1) Num contexto recessivo, causado por uma menor utilização de crédito por parte do sector privado, não há austeridade que equilibre as contas públicas.
2) Insistir em gerir um país como se fosse um orçamento familiar tem o seu quê de alucinado.
3) O problema de excesso de dívida na generalidade dos países desenvolvidos é bem real. Mas a dívida pública não representa nem sequer a maior parte da dívida total dos países da periferia. Isto é ainda mais verdade se olharmos para os anos de início da crise, antes da intervenção dos governos para evitar uma nova grande depressão na sequência da crise financeira global.
4) O foco exclusivo na componente pública da dívida revela essencialmente um preconceito ideológico: tudo o que é público é inerentemente mau e deve ser combatido. As análises de sustentabilidade da despesa pública, feitas num contexto recessivo como este, enfermam desse mesmo preconceito e não podem, como é óbvio, ser levadas a sério.
5) Promover um ajustamento rápido das contas públicas neste contexto é ignorar o funcionamento dos estabilizadores automáticos.

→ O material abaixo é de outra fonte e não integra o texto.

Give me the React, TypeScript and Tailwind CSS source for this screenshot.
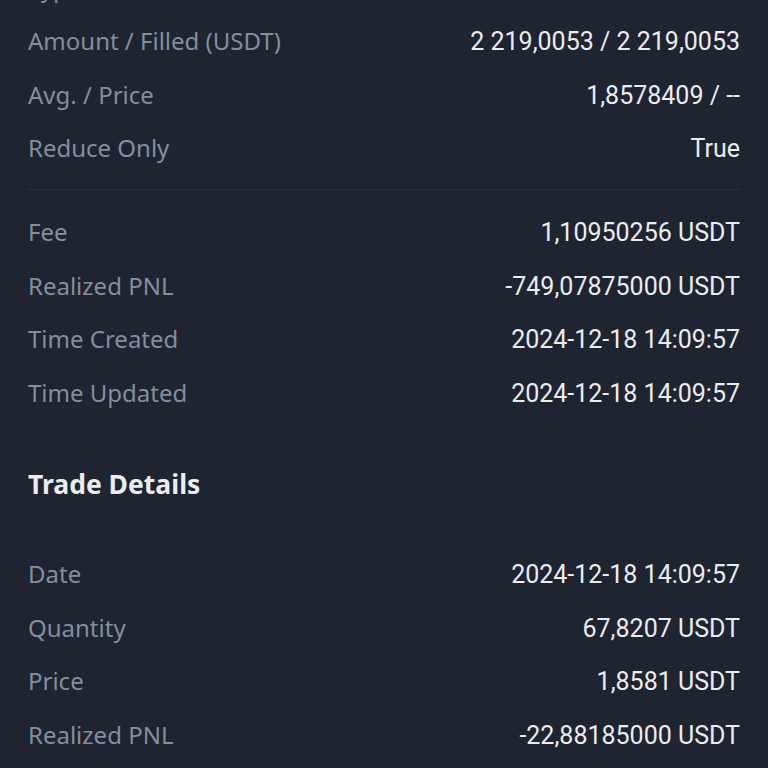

Uma desalavancagem simultânea de todos os agentes económicos tem como resultado o que temos visto: uma recessão em aceleração e sem fim à vista, e uma incapacidade total em equilibrar as contas públicas.
6) Resta a inevitabilidade. Dado que dependemos dos nossos credores não temos alternativa. Sendo isto verdade, pelo menos se pretendemos permanecer na zona euro, nada justifica o entusiasmo do nosso governo pela austeridade, versão hardcore. O problema português não poderá ser resolvido sem uma alteração das políticas e arquitectura europeias, em especial deixarmos de ter esta bizarria de ser o único bloco económico sem um banco central. Lutar por estas alterações é da maior urgência.
7) Isto porque insistir numa política errada, mas da qual não podemos fugir, arrisca-se seriamente a juntar à destruição da economia a destruição da democracia.